■ **Work instructions**
Can you find the lines of the listing that include "index" and copy every one?

■ **Data shown**
============================================================

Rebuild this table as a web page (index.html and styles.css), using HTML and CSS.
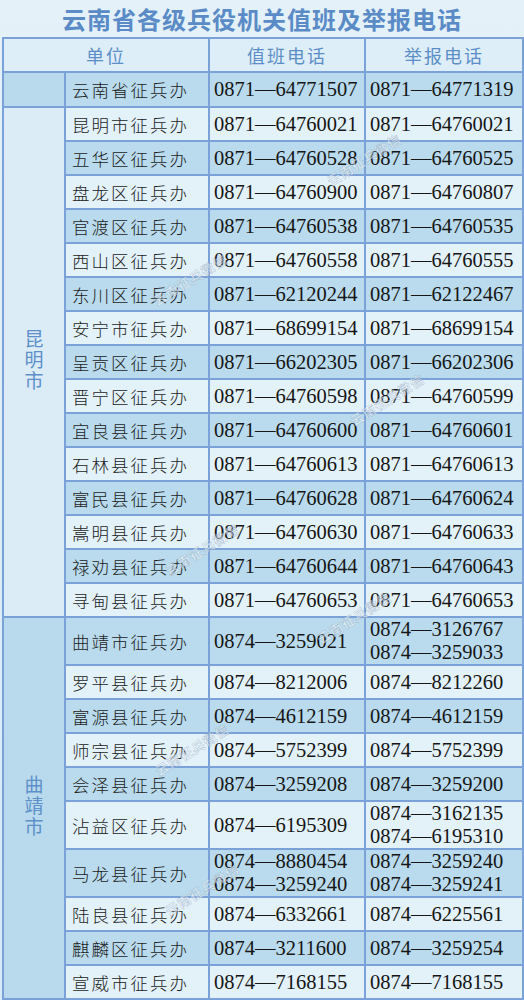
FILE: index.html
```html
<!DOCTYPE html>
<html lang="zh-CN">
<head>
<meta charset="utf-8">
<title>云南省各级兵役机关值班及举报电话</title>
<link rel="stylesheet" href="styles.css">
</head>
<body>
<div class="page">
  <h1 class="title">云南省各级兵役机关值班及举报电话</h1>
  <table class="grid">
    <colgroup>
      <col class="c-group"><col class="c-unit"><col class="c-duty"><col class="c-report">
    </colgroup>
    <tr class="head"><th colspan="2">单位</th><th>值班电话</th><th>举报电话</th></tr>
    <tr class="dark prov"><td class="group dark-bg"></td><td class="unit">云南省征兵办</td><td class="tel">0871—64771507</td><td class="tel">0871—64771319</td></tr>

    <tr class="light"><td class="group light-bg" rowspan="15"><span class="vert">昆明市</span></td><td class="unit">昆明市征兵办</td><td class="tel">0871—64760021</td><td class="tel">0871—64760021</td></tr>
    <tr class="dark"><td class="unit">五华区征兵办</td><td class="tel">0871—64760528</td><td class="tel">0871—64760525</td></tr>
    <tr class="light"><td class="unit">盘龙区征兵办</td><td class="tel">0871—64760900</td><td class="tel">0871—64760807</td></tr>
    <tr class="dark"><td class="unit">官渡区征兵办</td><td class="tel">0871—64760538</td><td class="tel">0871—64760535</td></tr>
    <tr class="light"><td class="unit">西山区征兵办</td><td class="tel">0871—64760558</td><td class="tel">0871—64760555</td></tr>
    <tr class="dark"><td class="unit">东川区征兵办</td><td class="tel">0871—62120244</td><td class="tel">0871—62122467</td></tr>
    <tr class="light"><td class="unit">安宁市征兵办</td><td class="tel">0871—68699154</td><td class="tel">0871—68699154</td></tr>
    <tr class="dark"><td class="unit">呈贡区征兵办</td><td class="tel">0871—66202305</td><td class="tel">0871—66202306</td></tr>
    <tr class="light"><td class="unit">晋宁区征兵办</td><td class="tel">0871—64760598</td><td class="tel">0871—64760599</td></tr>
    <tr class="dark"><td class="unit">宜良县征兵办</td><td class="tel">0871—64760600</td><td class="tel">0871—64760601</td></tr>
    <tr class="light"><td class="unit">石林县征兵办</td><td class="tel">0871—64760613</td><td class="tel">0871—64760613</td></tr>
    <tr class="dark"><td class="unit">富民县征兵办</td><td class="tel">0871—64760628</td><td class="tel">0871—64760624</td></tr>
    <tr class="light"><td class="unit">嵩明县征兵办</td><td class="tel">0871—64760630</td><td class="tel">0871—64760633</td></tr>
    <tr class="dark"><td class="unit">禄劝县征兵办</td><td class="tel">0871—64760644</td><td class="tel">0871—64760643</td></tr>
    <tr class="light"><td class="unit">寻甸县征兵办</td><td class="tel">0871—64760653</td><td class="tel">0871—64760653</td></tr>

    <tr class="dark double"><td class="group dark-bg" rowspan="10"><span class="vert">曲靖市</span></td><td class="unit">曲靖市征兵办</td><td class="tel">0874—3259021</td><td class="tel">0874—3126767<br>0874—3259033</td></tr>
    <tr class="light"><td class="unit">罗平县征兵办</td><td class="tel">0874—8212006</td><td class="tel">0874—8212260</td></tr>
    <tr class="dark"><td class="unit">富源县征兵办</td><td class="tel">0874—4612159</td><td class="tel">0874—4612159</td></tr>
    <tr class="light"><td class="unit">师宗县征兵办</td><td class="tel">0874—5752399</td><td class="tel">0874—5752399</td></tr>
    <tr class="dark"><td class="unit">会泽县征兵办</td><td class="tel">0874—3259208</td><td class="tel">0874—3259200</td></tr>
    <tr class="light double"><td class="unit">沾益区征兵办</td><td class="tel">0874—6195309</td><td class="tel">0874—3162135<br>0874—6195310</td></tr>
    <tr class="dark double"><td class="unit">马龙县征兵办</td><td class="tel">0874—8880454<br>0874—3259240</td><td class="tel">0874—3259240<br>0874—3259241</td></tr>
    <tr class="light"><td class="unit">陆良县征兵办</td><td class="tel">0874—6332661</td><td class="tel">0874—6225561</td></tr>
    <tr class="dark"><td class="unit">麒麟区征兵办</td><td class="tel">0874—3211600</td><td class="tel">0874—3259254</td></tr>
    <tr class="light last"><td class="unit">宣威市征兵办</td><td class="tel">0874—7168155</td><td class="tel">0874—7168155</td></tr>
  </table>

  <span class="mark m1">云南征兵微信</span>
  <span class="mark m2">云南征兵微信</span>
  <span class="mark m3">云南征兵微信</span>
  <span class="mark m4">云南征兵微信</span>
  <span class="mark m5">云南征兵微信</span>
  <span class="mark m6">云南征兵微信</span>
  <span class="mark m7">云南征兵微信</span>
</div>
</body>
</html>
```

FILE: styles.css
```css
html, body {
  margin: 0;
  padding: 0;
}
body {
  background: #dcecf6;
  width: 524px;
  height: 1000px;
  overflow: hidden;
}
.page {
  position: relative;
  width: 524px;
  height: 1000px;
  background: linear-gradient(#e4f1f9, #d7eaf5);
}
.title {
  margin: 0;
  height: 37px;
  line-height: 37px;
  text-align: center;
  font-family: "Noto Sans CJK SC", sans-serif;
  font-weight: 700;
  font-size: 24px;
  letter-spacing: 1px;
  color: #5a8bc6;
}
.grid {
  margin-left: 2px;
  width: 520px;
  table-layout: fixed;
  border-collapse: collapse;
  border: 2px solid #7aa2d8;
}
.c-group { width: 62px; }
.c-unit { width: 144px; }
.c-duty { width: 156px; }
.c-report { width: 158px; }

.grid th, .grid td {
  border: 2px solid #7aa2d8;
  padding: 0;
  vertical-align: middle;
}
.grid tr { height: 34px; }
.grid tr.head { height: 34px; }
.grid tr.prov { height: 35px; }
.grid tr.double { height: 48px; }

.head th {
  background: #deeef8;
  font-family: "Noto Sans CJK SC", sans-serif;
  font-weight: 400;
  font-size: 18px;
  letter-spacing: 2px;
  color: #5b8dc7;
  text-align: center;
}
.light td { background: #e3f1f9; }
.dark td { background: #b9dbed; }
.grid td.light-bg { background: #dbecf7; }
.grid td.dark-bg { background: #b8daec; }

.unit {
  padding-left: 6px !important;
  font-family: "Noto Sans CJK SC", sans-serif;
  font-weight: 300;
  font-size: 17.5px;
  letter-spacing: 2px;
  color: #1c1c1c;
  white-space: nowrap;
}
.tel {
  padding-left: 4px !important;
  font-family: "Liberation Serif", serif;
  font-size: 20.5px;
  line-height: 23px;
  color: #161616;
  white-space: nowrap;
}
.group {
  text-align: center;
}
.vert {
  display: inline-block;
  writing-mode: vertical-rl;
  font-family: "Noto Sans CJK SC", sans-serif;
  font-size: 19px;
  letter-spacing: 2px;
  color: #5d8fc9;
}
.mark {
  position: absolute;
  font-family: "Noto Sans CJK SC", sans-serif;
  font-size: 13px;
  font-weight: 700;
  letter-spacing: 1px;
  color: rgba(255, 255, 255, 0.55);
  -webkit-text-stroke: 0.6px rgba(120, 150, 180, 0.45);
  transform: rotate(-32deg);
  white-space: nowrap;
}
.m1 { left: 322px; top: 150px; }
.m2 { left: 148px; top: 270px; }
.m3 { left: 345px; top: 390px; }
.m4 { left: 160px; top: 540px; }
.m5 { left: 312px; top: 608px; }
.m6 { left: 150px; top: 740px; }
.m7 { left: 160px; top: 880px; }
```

============================================================

■ **Task answer**
Rebuild this table as a web page (index.html and styles.css), using HTML and CSS.
FILE: index.html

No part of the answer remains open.